Alternatively, another way to do this is to use the command-line zip program and an (admittedly more complicated) pipeline to remove the .DS_Store files after they have been added to the archive. To do that, use this series of commands:
zip -d ZIPfile.zip `unzip -l ZIPfile.zip | grep .DS_Store | awk '{print $4}'`
where, naturally, ZIPfile.zip is the ZIP archive you want to remove the .DS_Store files from. Creating an alias out of that command (and making it work for paths that contain spaces) is left as an exercise for the reader. ;)
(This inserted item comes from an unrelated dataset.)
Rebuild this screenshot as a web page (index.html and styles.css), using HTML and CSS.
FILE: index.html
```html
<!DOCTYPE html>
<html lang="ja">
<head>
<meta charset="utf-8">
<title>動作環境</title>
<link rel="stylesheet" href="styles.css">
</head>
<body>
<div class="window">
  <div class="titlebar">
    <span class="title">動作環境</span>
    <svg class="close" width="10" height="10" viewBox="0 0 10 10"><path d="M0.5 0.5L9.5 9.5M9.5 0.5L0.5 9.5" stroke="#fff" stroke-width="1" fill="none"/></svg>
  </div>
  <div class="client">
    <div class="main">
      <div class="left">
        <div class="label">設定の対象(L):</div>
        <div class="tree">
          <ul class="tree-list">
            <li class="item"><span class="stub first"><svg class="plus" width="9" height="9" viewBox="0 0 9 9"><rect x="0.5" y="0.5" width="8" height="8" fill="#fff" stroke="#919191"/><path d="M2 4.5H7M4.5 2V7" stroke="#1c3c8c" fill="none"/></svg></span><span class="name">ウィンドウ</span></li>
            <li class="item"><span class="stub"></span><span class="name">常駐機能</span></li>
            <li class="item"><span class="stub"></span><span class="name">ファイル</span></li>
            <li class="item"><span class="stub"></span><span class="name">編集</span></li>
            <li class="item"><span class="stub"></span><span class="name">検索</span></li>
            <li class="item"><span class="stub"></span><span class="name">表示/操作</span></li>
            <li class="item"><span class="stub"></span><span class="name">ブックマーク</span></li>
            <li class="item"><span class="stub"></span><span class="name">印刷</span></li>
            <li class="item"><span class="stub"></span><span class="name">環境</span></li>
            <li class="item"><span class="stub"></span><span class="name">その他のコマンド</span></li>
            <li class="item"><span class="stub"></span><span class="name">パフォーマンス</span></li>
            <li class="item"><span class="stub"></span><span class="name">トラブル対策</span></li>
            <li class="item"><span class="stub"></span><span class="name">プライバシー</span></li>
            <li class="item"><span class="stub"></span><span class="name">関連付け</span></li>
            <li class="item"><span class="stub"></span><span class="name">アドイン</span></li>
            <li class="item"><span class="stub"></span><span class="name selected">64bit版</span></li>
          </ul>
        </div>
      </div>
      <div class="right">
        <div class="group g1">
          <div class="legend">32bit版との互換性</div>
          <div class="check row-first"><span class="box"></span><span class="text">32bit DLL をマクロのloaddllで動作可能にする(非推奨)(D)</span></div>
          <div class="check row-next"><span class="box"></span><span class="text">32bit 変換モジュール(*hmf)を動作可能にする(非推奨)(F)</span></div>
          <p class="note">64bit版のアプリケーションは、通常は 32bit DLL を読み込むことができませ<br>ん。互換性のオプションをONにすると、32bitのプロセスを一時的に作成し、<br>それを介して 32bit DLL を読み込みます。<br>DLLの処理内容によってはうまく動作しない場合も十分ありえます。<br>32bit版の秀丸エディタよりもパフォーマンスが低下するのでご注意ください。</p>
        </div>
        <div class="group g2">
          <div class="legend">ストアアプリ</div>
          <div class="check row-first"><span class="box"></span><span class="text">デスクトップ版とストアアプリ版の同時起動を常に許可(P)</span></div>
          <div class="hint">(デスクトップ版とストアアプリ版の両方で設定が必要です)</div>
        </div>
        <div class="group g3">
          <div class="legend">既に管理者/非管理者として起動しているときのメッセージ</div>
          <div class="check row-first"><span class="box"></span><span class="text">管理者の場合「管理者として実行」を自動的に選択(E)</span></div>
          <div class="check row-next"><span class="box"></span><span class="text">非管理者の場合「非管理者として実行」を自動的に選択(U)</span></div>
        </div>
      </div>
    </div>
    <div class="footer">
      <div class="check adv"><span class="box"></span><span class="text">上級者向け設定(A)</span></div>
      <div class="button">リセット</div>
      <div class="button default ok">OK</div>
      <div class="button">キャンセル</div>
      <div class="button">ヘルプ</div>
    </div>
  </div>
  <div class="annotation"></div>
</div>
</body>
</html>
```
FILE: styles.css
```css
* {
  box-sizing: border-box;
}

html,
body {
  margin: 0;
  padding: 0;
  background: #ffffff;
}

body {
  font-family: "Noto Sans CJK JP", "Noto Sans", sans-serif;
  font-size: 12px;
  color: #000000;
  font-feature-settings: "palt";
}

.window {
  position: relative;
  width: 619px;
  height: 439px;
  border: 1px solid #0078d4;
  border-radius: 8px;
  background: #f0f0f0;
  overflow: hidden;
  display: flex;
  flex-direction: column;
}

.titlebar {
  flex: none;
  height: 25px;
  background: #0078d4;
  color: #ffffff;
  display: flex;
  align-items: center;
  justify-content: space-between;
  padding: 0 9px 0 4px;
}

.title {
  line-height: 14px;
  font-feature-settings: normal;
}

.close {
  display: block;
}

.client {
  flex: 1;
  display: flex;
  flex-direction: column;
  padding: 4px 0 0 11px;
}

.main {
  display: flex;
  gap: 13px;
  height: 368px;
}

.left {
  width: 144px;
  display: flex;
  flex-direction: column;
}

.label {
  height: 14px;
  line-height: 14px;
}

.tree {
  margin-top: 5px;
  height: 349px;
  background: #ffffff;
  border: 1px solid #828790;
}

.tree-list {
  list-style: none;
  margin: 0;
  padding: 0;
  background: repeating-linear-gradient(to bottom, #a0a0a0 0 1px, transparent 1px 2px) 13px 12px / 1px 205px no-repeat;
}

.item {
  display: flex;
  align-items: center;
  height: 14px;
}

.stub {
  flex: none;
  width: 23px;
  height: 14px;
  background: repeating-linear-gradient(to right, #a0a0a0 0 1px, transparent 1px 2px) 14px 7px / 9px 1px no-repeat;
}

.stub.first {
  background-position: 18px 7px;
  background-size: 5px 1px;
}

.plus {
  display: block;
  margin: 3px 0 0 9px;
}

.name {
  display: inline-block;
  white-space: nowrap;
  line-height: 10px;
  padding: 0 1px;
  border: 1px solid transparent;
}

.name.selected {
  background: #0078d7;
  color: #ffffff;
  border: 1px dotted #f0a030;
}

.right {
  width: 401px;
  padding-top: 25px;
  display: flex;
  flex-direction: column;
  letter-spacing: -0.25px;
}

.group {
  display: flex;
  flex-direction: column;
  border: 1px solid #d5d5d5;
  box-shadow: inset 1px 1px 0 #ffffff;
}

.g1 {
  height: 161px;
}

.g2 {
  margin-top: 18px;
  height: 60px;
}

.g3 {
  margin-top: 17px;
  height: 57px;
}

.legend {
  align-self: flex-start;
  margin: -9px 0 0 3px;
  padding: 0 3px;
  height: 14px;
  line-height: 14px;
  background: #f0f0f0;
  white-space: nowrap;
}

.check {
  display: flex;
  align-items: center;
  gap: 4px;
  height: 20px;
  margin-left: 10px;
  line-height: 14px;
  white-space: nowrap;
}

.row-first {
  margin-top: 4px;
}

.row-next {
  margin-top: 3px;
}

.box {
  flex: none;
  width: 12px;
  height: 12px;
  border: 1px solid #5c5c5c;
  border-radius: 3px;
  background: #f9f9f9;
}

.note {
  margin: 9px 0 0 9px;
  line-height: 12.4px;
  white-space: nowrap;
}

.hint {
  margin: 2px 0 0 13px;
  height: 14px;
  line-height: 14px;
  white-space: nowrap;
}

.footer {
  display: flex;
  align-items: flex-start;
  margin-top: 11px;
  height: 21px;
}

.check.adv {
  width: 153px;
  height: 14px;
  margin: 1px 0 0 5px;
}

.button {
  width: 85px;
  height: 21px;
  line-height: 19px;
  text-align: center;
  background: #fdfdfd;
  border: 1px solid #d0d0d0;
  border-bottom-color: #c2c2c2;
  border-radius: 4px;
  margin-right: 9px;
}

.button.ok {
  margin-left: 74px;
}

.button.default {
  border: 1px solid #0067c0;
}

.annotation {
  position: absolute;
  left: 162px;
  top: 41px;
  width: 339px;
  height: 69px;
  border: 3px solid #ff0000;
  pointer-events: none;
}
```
As an aside, the alias, find and xargs commands are incredibly useful in their own right and can be used to do a lot of pretty amazing things. As always, man command will give you the nitty gritty.
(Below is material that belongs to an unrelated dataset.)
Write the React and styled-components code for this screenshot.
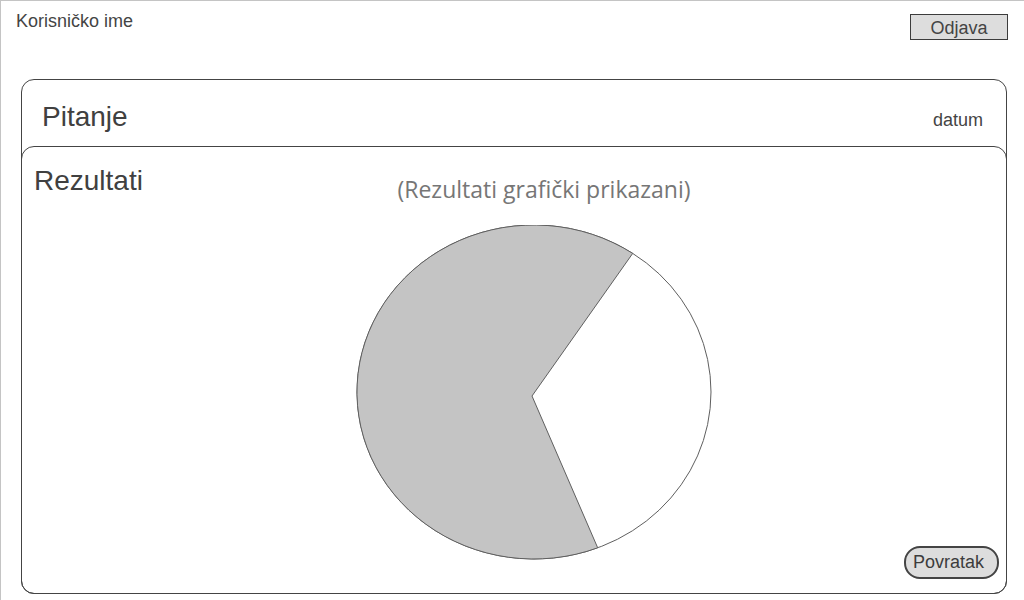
import React from "react";
import styled, { createGlobalStyle } from "styled-components";

const GlobalStyle = createGlobalStyle`
  html, body {
    margin: 0;
    padding: 0;
    background: #ffffff;
  }
  body {
    font-family: "Liberation Sans", Arial, sans-serif;
    color: #444444;
  }
`;

const Page = styled.div`
  box-sizing: border-box;
  width: 1024px;
  height: 600px;
  border-top: 1px solid #c4c4c4;
  border-left: 1px solid #c4c4c4;
  display: flex;
  flex-direction: column;
  overflow: hidden;
`;

const TopBar = styled.div`
  height: 78px;
  display: flex;
  justify-content: space-between;
  align-items: flex-start;
  padding: 0 16px 0 15px;
`;

const UserName = styled.div`
  font-size: 18px;
  margin-top: 10px;
`;

const FlatButton = styled.button`
  box-sizing: border-box;
  width: 98px;
  height: 26px;
  margin-top: 13px;
  padding: 1px 0 0;
  background: #dddddd;
  border: 1px solid #3c3c3c;
  font-family: "Liberation Sans", Arial, sans-serif;
  font-size: 18px;
  color: #444444;
  line-height: 24px;
`;

const Card = styled.div`
  box-sizing: border-box;
  margin-left: 20px;
  width: 986px;
  height: 515px;
  border: 1px solid #444444;
  border-radius: 13px;
  display: flex;
  flex-direction: column;
`;

const CardHeader = styled.div`
  box-sizing: border-box;
  height: 66px;
  display: flex;
  justify-content: space-between;
  align-items: baseline;
  padding: 21px 23px 0 20px;
`;

const Heading = styled.div`
  font-size: 28px;
  color: #404040;
`;

const DateText = styled.div`
  font-size: 18px;
  color: #444444;
`;

const Section = styled.div`
  flex: 1;
  margin: 0 -1px -1px -1px;
  border: 1px solid #444444;
  border-radius: 13px;
  padding: 18px 7px 14px 12px;
  display: grid;
  grid-template-columns: 322px 356px 1fr;
  grid-template-rows: auto 1fr;
`;

const SectionTitle = styled(Heading)`
  grid-column: 1;
  grid-row: 1;
`;

const ChartColumn = styled.div`
  grid-column: 2;
  grid-row: 1 / span 2;
  display: flex;
  flex-direction: column;
`;

const Subtitle = styled.div`
  font-family: "Open Sans", "Noto Sans", sans-serif;
  font-size: 23px;
  color: #767676;
  text-align: center;
  padding-left: 20px;
  margin-top: 8px;
  white-space: nowrap;
`;

const PieWrap = styled.div`
  margin-top: 20px;
  line-height: 0;
`;

const PillButton = styled.button`
  grid-column: 3;
  grid-row: 2;
  justify-self: end;
  align-self: end;
  box-sizing: border-box;
  width: 95px;
  height: 33px;
  padding: 0 6px 0 0;
  background: #dddddd;
  border: 2px solid #444444;
  border-radius: 16px;
  font-family: "Liberation Sans", Arial, sans-serif;
  font-size: 18px;
  color: #3c3c3c;
`;

const Pie = () => (
  <svg width="356" height="336" viewBox="0 0 356 336">
    <ellipse cx="178" cy="167" rx="177" ry="167" fill="#ffffff" stroke="#5f5f5f" strokeWidth="1" />
    <path
      d="M176 171 L276.7 28.4 A177 167 0 1 0 241.7 322.8 Z"
      fill="#c4c4c4"
      stroke="#5f5f5f"
      strokeWidth="1"
      strokeLinejoin="round"
    />
  </svg>
);

export default function App() {
  return (
    <>
      <GlobalStyle />
      <Page>
        <TopBar>
          <UserName>Korisničko ime</UserName>
          <FlatButton>Odjava</FlatButton>
        </TopBar>
        <Card>
          <CardHeader>
            <Heading>Pitanje</Heading>
            <DateText>datum</DateText>
          </CardHeader>
          <Section>
            <SectionTitle>Rezultati</SectionTitle>
            <ChartColumn>
              <Subtitle>(Rezultati grafički prikazani)</Subtitle>
              <PieWrap>
                <Pie />
              </PieWrap>
            </ChartColumn>
            <PillButton>Povratak</PillButton>
          </Section>
        </Card>
      </Page>
    </>
  );
}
Also as an aside, you can stop the Finder from creating .DS_Store files entirely when browsing network volumes (like Windows shares) with another command, documented in Apple’s Knowledge Base.
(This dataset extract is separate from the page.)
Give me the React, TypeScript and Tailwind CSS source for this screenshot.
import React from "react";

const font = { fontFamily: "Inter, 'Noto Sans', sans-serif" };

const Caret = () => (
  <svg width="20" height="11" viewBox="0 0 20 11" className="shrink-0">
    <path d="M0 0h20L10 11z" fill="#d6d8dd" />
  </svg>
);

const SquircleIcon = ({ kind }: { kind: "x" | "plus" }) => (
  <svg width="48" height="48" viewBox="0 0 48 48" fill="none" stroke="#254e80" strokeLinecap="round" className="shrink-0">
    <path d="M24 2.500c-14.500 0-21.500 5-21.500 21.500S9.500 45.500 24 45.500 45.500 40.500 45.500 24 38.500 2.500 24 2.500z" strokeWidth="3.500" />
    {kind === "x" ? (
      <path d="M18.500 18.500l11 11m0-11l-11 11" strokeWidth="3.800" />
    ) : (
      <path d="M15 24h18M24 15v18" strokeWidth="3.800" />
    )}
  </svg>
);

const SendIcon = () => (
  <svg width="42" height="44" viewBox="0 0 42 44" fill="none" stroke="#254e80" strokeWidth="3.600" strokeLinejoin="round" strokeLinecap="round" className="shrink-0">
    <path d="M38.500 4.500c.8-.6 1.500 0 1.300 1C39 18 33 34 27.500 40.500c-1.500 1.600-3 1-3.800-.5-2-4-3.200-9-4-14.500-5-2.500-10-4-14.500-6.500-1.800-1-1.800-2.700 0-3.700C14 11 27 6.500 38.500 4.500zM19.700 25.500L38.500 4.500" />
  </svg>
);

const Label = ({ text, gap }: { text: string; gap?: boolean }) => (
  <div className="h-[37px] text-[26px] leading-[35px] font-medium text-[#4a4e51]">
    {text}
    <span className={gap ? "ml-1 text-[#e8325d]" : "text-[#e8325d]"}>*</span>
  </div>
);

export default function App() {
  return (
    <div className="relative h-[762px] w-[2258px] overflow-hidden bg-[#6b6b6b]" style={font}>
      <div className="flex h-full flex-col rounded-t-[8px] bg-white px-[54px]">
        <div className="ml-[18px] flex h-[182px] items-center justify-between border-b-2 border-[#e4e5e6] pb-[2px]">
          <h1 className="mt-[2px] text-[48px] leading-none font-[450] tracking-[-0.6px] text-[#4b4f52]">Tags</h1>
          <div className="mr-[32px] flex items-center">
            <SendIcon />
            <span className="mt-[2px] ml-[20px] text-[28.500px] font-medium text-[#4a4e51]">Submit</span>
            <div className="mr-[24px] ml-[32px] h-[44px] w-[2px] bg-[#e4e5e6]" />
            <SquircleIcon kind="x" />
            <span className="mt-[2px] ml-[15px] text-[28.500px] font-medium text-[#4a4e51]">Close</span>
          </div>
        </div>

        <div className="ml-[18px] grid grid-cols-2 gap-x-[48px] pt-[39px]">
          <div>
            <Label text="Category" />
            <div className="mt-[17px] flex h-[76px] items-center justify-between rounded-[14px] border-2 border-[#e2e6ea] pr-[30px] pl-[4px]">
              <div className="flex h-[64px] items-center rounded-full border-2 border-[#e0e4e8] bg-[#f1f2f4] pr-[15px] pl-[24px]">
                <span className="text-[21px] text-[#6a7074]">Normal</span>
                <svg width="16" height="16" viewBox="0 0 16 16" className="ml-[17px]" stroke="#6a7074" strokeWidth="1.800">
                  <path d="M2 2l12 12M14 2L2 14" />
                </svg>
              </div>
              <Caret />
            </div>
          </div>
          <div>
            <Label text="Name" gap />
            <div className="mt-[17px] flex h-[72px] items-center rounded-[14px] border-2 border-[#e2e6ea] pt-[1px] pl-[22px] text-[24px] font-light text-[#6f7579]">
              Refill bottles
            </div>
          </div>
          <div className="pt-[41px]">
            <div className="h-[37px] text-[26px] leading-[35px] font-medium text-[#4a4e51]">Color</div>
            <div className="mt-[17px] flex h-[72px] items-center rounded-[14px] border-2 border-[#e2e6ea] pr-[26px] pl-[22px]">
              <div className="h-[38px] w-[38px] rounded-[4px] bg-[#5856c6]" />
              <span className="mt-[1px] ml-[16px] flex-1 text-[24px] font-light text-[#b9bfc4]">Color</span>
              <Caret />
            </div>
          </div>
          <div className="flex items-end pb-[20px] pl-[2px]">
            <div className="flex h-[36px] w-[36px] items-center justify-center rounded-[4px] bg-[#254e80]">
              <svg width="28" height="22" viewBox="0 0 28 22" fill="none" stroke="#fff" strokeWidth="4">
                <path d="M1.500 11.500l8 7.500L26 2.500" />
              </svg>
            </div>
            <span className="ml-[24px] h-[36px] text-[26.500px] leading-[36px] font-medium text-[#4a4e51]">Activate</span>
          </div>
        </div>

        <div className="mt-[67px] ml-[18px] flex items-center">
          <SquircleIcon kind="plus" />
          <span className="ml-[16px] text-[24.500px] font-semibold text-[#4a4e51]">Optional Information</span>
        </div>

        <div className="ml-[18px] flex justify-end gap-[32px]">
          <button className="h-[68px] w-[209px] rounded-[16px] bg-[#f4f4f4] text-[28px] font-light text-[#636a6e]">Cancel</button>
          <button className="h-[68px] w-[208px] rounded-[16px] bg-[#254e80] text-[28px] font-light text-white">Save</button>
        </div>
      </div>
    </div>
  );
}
Quick ‘N’ Dirty Drupal Module SVN Tagging Script
In a (rather beastly) project at work today, I found myself needing to import a significant number of contributed Drupal modules into Subversion vendor branches to prepare for custom development. To do so manually would have been quite the hassle, so after downloading the appropriate tarballs and creating a module_name/current directory under my vendor/drupal/modules vendor branch directory, I concocted this little (relatively untested) script to handle the mass tagging operations I needed to perform.
for i in *; do
v=`grep 'version = "' "$i/current/$i/"*.info |
cut -d ':' -f 2 |
sed -e 's/^version = "/v/' -e 's/"$//'`
svn cp "$i/current" "$i/$v"
done;
It’s a bit buggy for some modules that have multiple .info files, but I’m sure a few more pipeline stages can fix that. (Which, because I’m done with this at the moment, I will leave as an exercise to the reader.)
Chalk this one up as another testament to the power of shell scripting and how it can help every developer get their job done faster.